For years I’ve been papering over the shortcomings in my life by telling myself That’s fine, that’s okay – your writing is all that matters! There in the drive-thru, a few days removed from my last shower and with my brain feeling like a moldy, wrung out sponge, I found myself wondering, Do I even like writing? Or do I just like using it as an excuse to avoid growing up?
(I ordered a #1 combo Animal Style with a Diet Coke, if anybody was curious about that part of the story.)
I entered the New Script into the Nicholl Fellowship on May 1st. I’ll find out if I’m a quarterfinalist sometime in July. I’d be pretty surprised if I am, though, because the New Script isn’t all that good. You can’t write two good scripts in four and a half months – but if you try really hard and make a lot of sacrifices when it comes to sanity and hygiene and relationships with your friends, you can write one good script and another mediocre one.

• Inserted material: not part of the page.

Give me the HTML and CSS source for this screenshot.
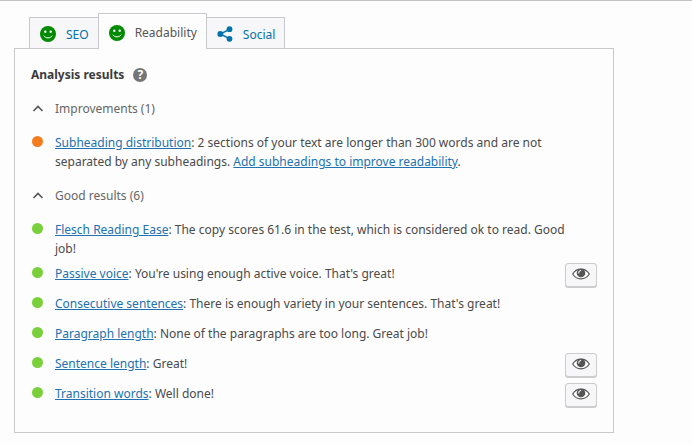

The producer, my manager and I are still chewing over revisions on the Old Script – which I still like quite a lot, and which has improved considerably with his notes. That said, the notes keep coming, and even after five months we’re so early in this process that there’s no telling whether anything will ever come of it.
After taking a month to think about it, I’ve decided that I do like being a writer – but only when I’m working on something I like. Deep down I knew that I honestly didn’t like the New Script, but I was so hell-bent on entering the competition that I never considered just giving up and writing something that actually inspired me. So instead, I spent four and a half months writing a script that was about as engaging and rewarding a process as writing a 104-page term paper about the mating habits of tapeworms.
I’m working on another script now, one that I like, and already this process feels healthier. I'm taking my time. I'm not staying up all night to write. And this one isn’t for next year’s Nicholl – this one’s just for me.
Or at least it is until somebody wants to buy it, in which case it’ll be 100% for them. But that's the life I've chosen, and I'm okay with that.